The bnf tag also has an extends method for specifying a base grammar explicitly. For example, test/testbnf.js defines a bnf grammar for JSON called QuasiJSON. The relevant parts are

const QuasiJSON = bnf`
  start ::= value EOF     ${(v,_) => v};
  ...
  record ::= "{" (key ":" value) ** "," "}" ...;
  ...
  key ::= 
    STRING                ${p => (..._) => JSON.parse(p)}
  / HOLE                  ${h => (...subs) => subs[h]};
`;

As with actual JSON, this grammar has the irritating feature that keys of records must be quoted strings. We can create a new grammar that extends this grammar so that identifiers can appear as keys without quotation:

const JSONPlus = bnf.extends(QuasiJSON)`
  start ::= super.start;
  key ::=
    super.key
  / IDENT                 ${id => (..._) => id};
`;

The bnf.extends(QuasiJSON) expression produces a template string tag, like the bnf tag itself, except that it defines a grammar that inherits from QuasiJSON rather than defaultBaseGrammar. Within this derived grammar, the production name super.key refers to the key production of the base grammar. In the context of the derived grammar, unqualified references in the base grammar to the key production refer to the derived grammar's overriding key production.

Grammar inheritance is implemented by ES6 (aka EcmaScript 2015) class inheritance. Each grammar defined by these mechanisms has a Parser property whose value is the actual class for that tag's parser. For example, bnf.Parser is a parser class that inherits from the defaultBaseGrammar.Parser class and does the actual parsing work of our bnf tag.

What is Missing?

Our grammar is essentially a PEG (Parsing Expression Grammar), where "/" is a prioritied choice operator and backtracking happens only within a rule. Our parsers do packrat memoization, which should result in linear parse times.

  • No support for left recursion.
  • No support for parameterized rules.
  • No support for positive or negative lookahead.
  • No support for exclusive choice.
  • Errors within the input to bnf are hard to debug.
  • Errors within the input to the generated tag (e.g., arith) are hard to debug.
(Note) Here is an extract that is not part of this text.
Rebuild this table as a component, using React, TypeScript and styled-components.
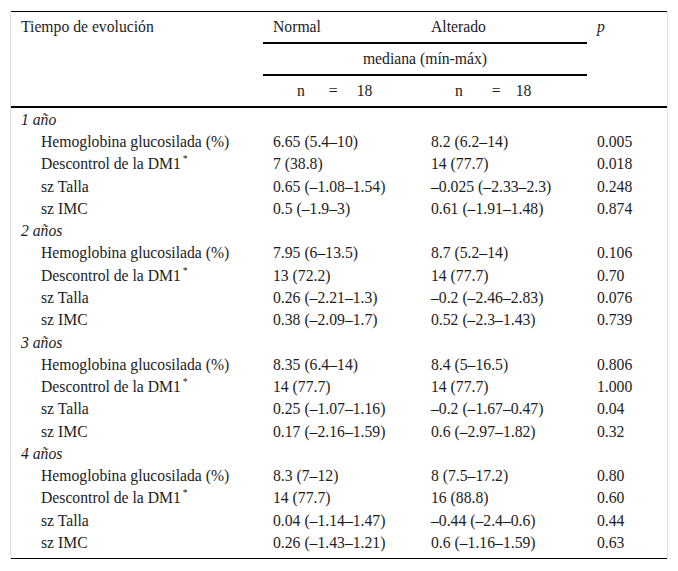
import React from 'react';
import styled, { createGlobalStyle } from 'styled-components';

const GlobalStyle = createGlobalStyle`
	html, body {
		margin: 0;
		padding: 0;
		background: #ffffff;
	}
`;

const Page = styled.div`
	padding: 11px 10px;
`;

const Frame = styled.div`
	width: 656px;
	border-left: 1px solid #e2e2e2;
	border-right: 1px solid #e2e2e2;
`;

const Table = styled.table`
	width: 656px;
	table-layout: fixed;
	border-collapse: separate;
	border-spacing: 0;
	border-top: 1px solid #000;
	border-bottom: 1px solid #000;
	font-family: 'Liberation Serif', 'Times New Roman', serif;
	font-size: 15.7px;
	color: #1c1c1c;

	tbody tr:last-child td {
		padding-bottom: 5.9px;
	}
`;

const HeadCell = styled.th<{ $rule?: boolean; $align?: string; $italic?: boolean }>`
	height: 30px;
	padding: 0 10px;
	font-weight: normal;
	font-style: ${({ $italic }) => ($italic ? 'italic' : 'normal')};
	text-align: ${({ $align }) => $align || 'left'};
	vertical-align: middle;
	line-height: 18.5px;
	border-bottom: ${({ $rule }) => ($rule ? '2px solid #000' : 'none')};
`;

const TallCell = styled(HeadCell)`
	vertical-align: top;
	padding-top: 6px;
	border-bottom: 2px solid #000;
`;

const NCount = styled.th<{ $before: number; $after: number }>`
	height: 30px;
	padding: 0 0 0 34px;
	font-weight: normal;
	text-align: left;
	line-height: 18.5px;
	white-space: nowrap;
	border-bottom: 2px solid #000;

	.eq {
		margin: 0 ${({ $after }) => $after}px 0 ${({ $before }) => $before}px;
	}
`;

const Cell = styled.td<{ $indent?: boolean }>`
	padding: 2.7px 10px 1.3px ${({ $indent }) => ($indent ? '30px' : '10px')};
	line-height: 18.3px;
	white-space: nowrap;
	vertical-align: top;
`;

const GroupCell = styled(Cell)`
	font-style: italic;
`;

const Sup = styled.sup`
	font-size: 10px;
	line-height: 0;
	vertical-align: 7px;
	margin-left: 2px;
`;

type Row = [string, string, string, string];

const groups: { title: string; rows: Row[] }[] = [
	{
		title: '1 año',
		rows: [
			['Hemoglobina glucosilada (%)', '6.65 (5.4–10)', '8.2 (6.2–14)', '0.005'],
			['Descontrol de la DM1', '7 (38.8)', '14 (77.7)', '0.018'],
			['sz Talla', '0.65 (–1.08–1.54)', '–0.025 (–2.33–2.3)', '0.248'],
			['sz IMC', '0.5 (–1.9–3)', '0.61 (–1.91–1.48)', '0.874'],
		],
	},
	{
		title: '2 años',
		rows: [
			['Hemoglobina glucosilada (%)', '7.95 (6–13.5)', '8.7 (5.2–14)', '0.106'],
			['Descontrol de la DM1', '13 (72.2)', '14 (77.7)', '0.70'],
			['sz Talla', '0.26 (–2.21–1.3)', '–0.2 (–2.46–2.83)', '0.076'],
			['sz IMC', '0.38 (–2.09–1.7)', '0.52 (–2.3–1.43)', '0.739'],
		],
	},
	{
		title: '3 años',
		rows: [
			['Hemoglobina glucosilada (%)', '8.35 (6.4–14)', '8.4 (5–16.5)', '0.806'],
			['Descontrol de la DM1', '14 (77.7)', '14 (77.7)', '1.000'],
			['sz Talla', '0.25 (–1.07–1.16)', '–0.2 (–1.67–0.47)', '0.04'],
			['sz IMC', '0.17 (–2.16–1.59)', '0.6 (–2.97–1.82)', '0.32'],
		],
	},
	{
		title: '4 años',
		rows: [
			['Hemoglobina glucosilada (%)', '8.3 (7–12)', '8 (7.5–17.2)', '0.80'],
			['Descontrol de la DM1', '14 (77.7)', '16 (88.8)', '0.60'],
			['sz Talla', '0.04 (–1.14–1.47)', '–0.44 (–2.4–0.6)', '0.44'],
			['sz IMC', '0.26 (–1.43–1.21)', '0.6 (–1.16–1.59)', '0.63'],
		],
	},
];

const Count = ({ before, after }: { before: number; after: number }) => (
	<NCount $before={before} $after={after}>
		n<span className='eq'>=</span>18
	</NCount>
);

const App = () => {
	return (
		<>
			<GlobalStyle />
			<Page>
				<Frame>
					<Table>
						<colgroup>
							<col style={{ width: 252 }} />
							<col style={{ width: 158 }} />
							<col style={{ width: 166 }} />
							<col style={{ width: 80 }} />
						</colgroup>
						<thead>
							<tr>
								<TallCell rowSpan={3}>Tiempo de evolución</TallCell>
								<HeadCell $rule>Normal</HeadCell>
								<HeadCell $rule>Alterado</HeadCell>
								<TallCell rowSpan={3} $italic>
									p
								</TallCell>
							</tr>
							<tr>
								<HeadCell colSpan={2} $rule $align='center'>
									mediana (mín-máx)
								</HeadCell>
							</tr>
							<tr>
								<Count before={24} after={19} />
								<Count before={29} after={15} />
							</tr>
						</thead>
						<tbody>
							{groups.map((group) => (
								<React.Fragment key={group.title}>
									<tr>
										<GroupCell colSpan={4}>{group.title}</GroupCell>
									</tr>
									{group.rows.map((row) => (
										<tr key={group.title + row[0]}>
											<Cell $indent>
												{row[0]}
												{row[0].startsWith('Descontrol') && <Sup>*</Sup>}
											</Cell>
											<Cell>{row[1]}</Cell>
											<Cell>{row[2]}</Cell>
											<Cell>{row[3]}</Cell>
										</tr>
									))}
								</React.Fragment>
							))}
						</tbody>
					</Table>
				</Frame>
			</Page>
		</>
	);
};

export default App;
All these issues might improve with time, especially by studying and borrowing mechanism from OMeta. In particular, having the full memo table available should enable us to report better errors.

One issue with reporting good errors is unfixable, except by improving the template string mechanism in a future EcmaScript standard: The template string itself doesn't yet carry any source position information. If it did (e.g., template.sourceMap), then template string tags could report errors in their input in terms of original source position. This would necessarily also expose code to its own source position, which is probably good.